Objective: Return the data exactly, with all pictures removed.

===

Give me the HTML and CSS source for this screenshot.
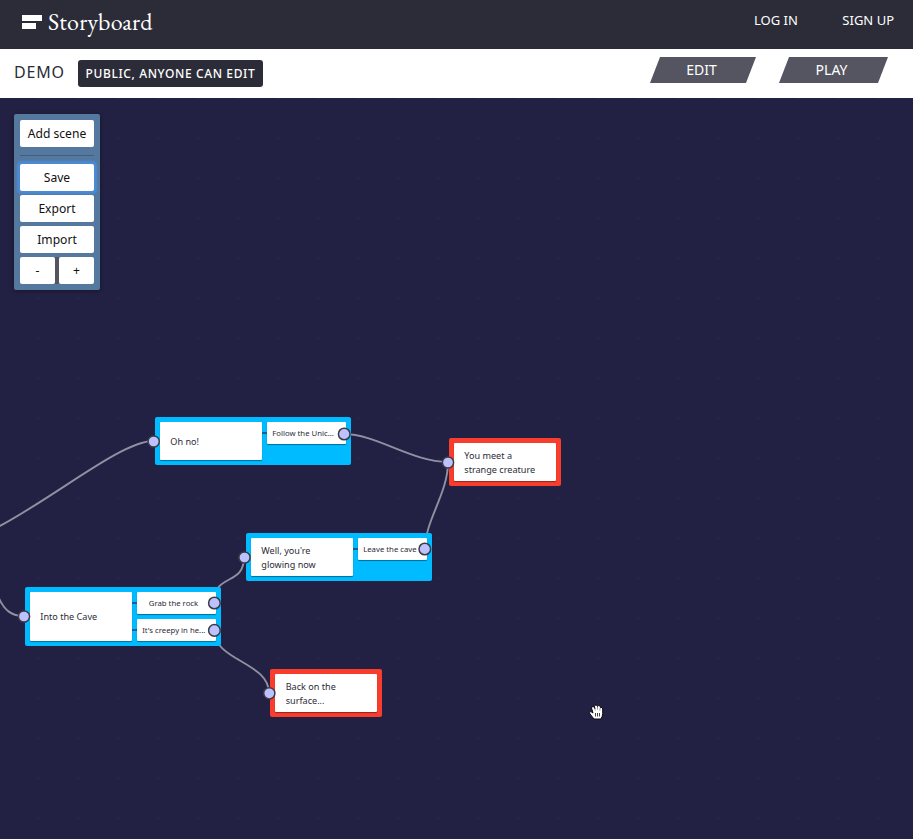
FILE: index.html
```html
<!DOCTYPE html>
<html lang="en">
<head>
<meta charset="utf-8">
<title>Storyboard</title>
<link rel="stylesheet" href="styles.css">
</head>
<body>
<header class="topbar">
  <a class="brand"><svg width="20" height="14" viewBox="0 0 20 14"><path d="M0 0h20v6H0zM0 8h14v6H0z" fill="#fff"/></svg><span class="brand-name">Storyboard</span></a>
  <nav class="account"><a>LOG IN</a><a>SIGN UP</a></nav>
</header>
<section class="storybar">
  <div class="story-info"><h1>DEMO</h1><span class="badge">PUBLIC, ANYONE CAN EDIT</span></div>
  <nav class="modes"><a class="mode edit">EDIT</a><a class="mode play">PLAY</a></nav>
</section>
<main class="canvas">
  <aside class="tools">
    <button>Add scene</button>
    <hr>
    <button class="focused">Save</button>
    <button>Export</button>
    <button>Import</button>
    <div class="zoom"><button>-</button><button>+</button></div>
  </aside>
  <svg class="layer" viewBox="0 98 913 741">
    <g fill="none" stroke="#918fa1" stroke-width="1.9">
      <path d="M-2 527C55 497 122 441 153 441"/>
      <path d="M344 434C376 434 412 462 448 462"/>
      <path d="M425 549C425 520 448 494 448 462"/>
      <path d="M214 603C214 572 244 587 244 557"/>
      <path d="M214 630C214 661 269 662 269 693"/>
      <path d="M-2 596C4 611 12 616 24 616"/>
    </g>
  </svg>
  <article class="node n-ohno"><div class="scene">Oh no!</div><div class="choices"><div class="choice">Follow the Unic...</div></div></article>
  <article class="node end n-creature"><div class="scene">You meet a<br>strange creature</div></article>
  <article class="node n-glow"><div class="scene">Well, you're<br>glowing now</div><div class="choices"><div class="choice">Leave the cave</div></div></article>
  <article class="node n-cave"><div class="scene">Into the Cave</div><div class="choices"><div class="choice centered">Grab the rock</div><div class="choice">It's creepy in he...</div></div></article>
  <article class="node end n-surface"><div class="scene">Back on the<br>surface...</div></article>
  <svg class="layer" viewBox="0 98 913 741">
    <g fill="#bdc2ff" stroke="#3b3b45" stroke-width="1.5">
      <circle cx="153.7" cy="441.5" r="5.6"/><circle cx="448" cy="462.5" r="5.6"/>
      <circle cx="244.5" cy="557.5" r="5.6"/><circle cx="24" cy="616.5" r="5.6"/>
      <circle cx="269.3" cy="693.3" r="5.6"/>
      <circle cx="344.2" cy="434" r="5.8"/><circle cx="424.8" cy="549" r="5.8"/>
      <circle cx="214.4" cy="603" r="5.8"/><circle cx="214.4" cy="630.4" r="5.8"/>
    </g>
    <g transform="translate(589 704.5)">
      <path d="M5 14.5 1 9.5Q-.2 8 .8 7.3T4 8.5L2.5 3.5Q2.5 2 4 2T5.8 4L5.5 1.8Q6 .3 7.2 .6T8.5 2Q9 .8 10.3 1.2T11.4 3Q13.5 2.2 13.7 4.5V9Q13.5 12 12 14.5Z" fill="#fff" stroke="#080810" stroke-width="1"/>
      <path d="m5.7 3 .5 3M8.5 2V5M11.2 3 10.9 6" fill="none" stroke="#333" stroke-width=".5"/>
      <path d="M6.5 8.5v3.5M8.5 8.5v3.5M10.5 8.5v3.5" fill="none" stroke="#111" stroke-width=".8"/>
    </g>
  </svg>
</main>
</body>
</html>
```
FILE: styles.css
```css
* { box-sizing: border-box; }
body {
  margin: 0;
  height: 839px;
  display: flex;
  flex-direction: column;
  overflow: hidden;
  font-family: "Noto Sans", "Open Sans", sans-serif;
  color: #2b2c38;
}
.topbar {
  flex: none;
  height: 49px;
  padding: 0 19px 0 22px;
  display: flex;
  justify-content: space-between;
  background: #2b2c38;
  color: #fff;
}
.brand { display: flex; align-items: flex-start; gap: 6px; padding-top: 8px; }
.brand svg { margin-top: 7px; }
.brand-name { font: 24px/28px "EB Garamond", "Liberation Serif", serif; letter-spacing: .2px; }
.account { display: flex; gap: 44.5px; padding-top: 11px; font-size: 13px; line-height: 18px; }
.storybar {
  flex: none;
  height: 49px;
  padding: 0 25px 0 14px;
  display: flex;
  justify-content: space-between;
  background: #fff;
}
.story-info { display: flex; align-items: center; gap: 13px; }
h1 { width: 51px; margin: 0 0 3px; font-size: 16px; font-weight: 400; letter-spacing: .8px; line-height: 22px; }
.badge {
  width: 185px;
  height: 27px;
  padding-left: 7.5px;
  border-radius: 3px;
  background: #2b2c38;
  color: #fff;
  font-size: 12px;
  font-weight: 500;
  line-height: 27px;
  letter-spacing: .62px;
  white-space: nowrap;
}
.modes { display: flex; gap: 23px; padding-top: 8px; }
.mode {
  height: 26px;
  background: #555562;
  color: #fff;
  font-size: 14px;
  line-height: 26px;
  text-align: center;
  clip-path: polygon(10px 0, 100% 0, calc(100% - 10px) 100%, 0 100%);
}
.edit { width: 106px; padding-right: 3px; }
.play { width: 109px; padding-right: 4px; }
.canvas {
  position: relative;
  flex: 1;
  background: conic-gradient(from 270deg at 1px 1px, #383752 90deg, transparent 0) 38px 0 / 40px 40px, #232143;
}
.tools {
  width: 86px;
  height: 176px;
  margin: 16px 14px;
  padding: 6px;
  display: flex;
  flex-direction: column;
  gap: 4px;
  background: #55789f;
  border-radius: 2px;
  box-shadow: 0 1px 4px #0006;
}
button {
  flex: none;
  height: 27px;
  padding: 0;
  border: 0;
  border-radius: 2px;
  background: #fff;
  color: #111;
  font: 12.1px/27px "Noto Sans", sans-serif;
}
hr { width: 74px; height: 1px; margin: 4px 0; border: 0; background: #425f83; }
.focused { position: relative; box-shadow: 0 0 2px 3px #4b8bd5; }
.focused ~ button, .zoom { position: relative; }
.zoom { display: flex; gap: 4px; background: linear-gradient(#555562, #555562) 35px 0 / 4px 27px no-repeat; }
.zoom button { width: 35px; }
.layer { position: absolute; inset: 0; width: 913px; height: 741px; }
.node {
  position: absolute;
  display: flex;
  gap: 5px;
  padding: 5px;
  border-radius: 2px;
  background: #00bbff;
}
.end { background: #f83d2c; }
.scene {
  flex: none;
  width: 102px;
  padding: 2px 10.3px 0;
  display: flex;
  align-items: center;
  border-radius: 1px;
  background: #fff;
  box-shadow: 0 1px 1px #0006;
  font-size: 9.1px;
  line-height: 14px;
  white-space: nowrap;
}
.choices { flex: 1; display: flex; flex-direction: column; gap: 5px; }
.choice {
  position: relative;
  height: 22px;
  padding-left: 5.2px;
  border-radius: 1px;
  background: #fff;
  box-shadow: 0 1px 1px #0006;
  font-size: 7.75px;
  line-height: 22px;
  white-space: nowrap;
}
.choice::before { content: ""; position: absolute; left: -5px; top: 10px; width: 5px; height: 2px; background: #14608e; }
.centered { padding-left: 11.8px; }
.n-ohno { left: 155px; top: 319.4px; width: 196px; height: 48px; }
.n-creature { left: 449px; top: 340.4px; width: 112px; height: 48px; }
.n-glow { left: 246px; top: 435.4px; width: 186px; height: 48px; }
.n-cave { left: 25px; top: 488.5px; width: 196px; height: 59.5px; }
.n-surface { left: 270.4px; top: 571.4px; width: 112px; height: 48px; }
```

===

Task output:
Give me the HTML and CSS source for this screenshot.
FILE: index.html
```html
<!DOCTYPE html>
<html lang="en">
<head>
<meta charset="utf-8">
<title>Storyboard</title>
<link rel="stylesheet" href="styles.css">
</head>
<body>
<header class="topbar">
  <a class="brand"><svg width="20" height="14" viewBox="0 0 20 14"><path d="M0 0h20v6H0zM0 8h14v6H0z" fill="#fff"/></svg><span class="brand-name">Storyboard</span></a>
  <nav class="account"><a>LOG IN</a><a>SIGN UP</a></nav>
</header>
<section class="storybar">
  <div class="story-info"><h1>DEMO</h1><span class="badge">PUBLIC, ANYONE CAN EDIT</span></div>
  <nav class="modes"><a class="mode edit">EDIT</a><a class="mode play">PLAY</a></nav>
</section>
<main class="canvas">
  <aside class="tools">
    <button>Add scene</button>
    <hr>
    <button class="focused">Save</button>
    <button>Export</button>
    <button>Import</button>
    <div class="zoom"><button>-</button><button>+</button></div>
  </aside>
  <svg class="layer" viewBox="0 98 913 741">
    <g fill="none" stroke="#918fa1" stroke-width="1.9">
      <path d="M-2 527C55 497 122 441 153 441"/>
      <path d="M344 434C376 434 412 462 448 462"/>
      <path d="M425 549C425 520 448 494 448 462"/>
      <path d="M214 603C214 572 244 587 244 557"/>
      <path d="M214 630C214 661 269 662 269 693"/>
      <path d="M-2 596C4 611 12 616 24 616"/>
    </g>
  </svg>
  <article class="node n-ohno"><div class="scene">Oh no!</div><div class="choices"><div class="choice">Follow the Unic...</div></div></article>
  <article class="node end n-creature"><div class="scene">You meet a<br>strange creature</div></article>
  <article class="node n-glow"><div class="scene">Well, you're<br>glowing now</div><div class="choices"><div class="choice">Leave the cave</div></div></article>
  <article class="node n-cave"><div class="scene">Into the Cave</div><div class="choices"><div class="choice centered">Grab the rock</div><div class="choice">It's creepy in he...</div></div></article>
  <article class="node end n-surface"><div class="scene">Back on the<br>surface...</div></article>
  <svg class="layer" viewBox="0 98 913 741">
    <g fill="#bdc2ff" stroke="#3b3b45" stroke-width="1.5">
      <circle cx="153.7" cy="441.5" r="5.6"/><circle cx="448" cy="462.5" r="5.6"/>
      <circle cx="244.5" cy="557.5" r="5.6"/><circle cx="24" cy="616.5" r="5.6"/>
      <circle cx="269.3" cy="693.3" r="5.6"/>
      <circle cx="344.2" cy="434" r="5.8"/><circle cx="424.8" cy="549" r="5.8"/>
      <circle cx="214.4" cy="603" r="5.8"/><circle cx="214.4" cy="630.4" r="5.8"/>
    </g>
    <g transform="translate(589 704.5)">
      <path d="M5 14.5 1 9.5Q-.2 8 .8 7.3T4 8.5L2.5 3.5Q2.5 2 4 2T5.8 4L5.5 1.8Q6 .3 7.2 .6T8.5 2Q9 .8 10.3 1.2T11.4 3Q13.5 2.2 13.7 4.5V9Q13.5 12 12 14.5Z" fill="#fff" stroke="#080810" stroke-width="1"/>
      <path d="m5.7 3 .5 3M8.5 2V5M11.2 3 10.9 6" fill="none" stroke="#333" stroke-width=".5"/>
      <path d="M6.5 8.5v3.5M8.5 8.5v3.5M10.5 8.5v3.5" fill="none" stroke="#111" stroke-width=".8"/>
    </g>
  </svg>
</main>
</body>
</html>
```
FILE: styles.css
```css
* { box-sizing: border-box; }
body {
  margin: 0;
  height: 839px;
  display: flex;
  flex-direction: column;
  overflow: hidden;
  font-family: "Noto Sans", "Open Sans", sans-serif;
  color: #2b2c38;
}
.topbar {
  flex: none;
  height: 49px;
  padding: 0 19px 0 22px;
  display: flex;
  justify-content: space-between;
  background: #2b2c38;
  color: #fff;
}
.brand { display: flex; align-items: flex-start; gap: 6px; padding-top: 8px; }
.brand svg { margin-top: 7px; }
.brand-name { font: 24px/28px "EB Garamond", "Liberation Serif", serif; letter-spacing: .2px; }
.account { display: flex; gap: 44.5px; padding-top: 11px; font-size: 13px; line-height: 18px; }
.storybar {
  flex: none;
  height: 49px;
  padding: 0 25px 0 14px;
  display: flex;
  justify-content: space-between;
  background: #fff;
}
.story-info { display: flex; align-items: center; gap: 13px; }
h1 { width: 51px; margin: 0 0 3px; font-size: 16px; font-weight: 400; letter-spacing: .8px; line-height: 22px; }
.badge {
  width: 185px;
  height: 27px;
  padding-left: 7.5px;
  border-radius: 3px;
  background: #2b2c38;
  color: #fff;
  font-size: 12px;
  font-weight: 500;
  line-height: 27px;
  letter-spacing: .62px;
  white-space: nowrap;
}
.modes { display: flex; gap: 23px; padding-top: 8px; }
.mode {
  height: 26px;
  background: #555562;
  color: #fff;
  font-size: 14px;
  line-height: 26px;
  text-align: center;
  clip-path: polygon(10px 0, 100% 0, calc(100% - 10px) 100%, 0 100%);
}
.edit { width: 106px; padding-right: 3px; }
.play { width: 109px; padding-right: 4px; }
.canvas {
  position: relative;
  flex: 1;
  background: conic-gradient(from 270deg at 1px 1px, #383752 90deg, transparent 0) 38px 0 / 40px 40px, #232143;
}
.tools {
  width: 86px;
  height: 176px;
  margin: 16px 14px;
  padding: 6px;
  display: flex;
  flex-direction: column;
  gap: 4px;
  background: #55789f;
  border-radius: 2px;
  box-shadow: 0 1px 4px #0006;
}
button {
  flex: none;
  height: 27px;
  padding: 0;
  border: 0;
  border-radius: 2px;
  background: #fff;
  color: #111;
  font: 12.1px/27px "Noto Sans", sans-serif;
}
hr { width: 74px; height: 1px; margin: 4px 0; border: 0; background: #425f83; }
.focused { position: relative; box-shadow: 0 0 2px 3px #4b8bd5; }
.focused ~ button, .zoom { position: relative; }
.zoom { display: flex; gap: 4px; background: linear-gradient(#555562, #555562) 35px 0 / 4px 27px no-repeat; }
.zoom button { width: 35px; }
.layer { position: absolute; inset: 0; width: 913px; height: 741px; }
.node {
  position: absolute;
  display: flex;
  gap: 5px;
  padding: 5px;
  border-radius: 2px;
  background: #00bbff;
}
.end { background: #f83d2c; }
.scene {
  flex: none;
  width: 102px;
  padding: 2px 10.3px 0;
  display: flex;
  align-items: center;
  border-radius: 1px;
  background: #fff;
  box-shadow: 0 1px 1px #0006;
  font-size: 9.1px;
  line-height: 14px;
  white-space: nowrap;
}
.choices { flex: 1; display: flex; flex-direction: column; gap: 5px; }
.choice {
  position: relative;
  height: 22px;
  padding-left: 5.2px;
  border-radius: 1px;
  background: #fff;
  box-shadow: 0 1px 1px #0006;
  font-size: 7.75px;
  line-height: 22px;
  white-space: nowrap;
}
.choice::before { content: ""; position: absolute; left: -5px; top: 10px; width: 5px; height: 2px; background: #14608e; }
.centered { padding-left: 11.8px; }
.n-ohno { left: 155px; top: 319.4px; width: 196px; height: 48px; }
.n-creature { left: 449px; top: 340.4px; width: 112px; height: 48px; }
.n-glow { left: 246px; top: 435.4px; width: 186px; height: 48px; }
.n-cave { left: 25px; top: 488.5px; width: 196px; height: 59.5px; }
.n-surface { left: 270.4px; top: 571.4px; width: 112px; height: 48px; }
```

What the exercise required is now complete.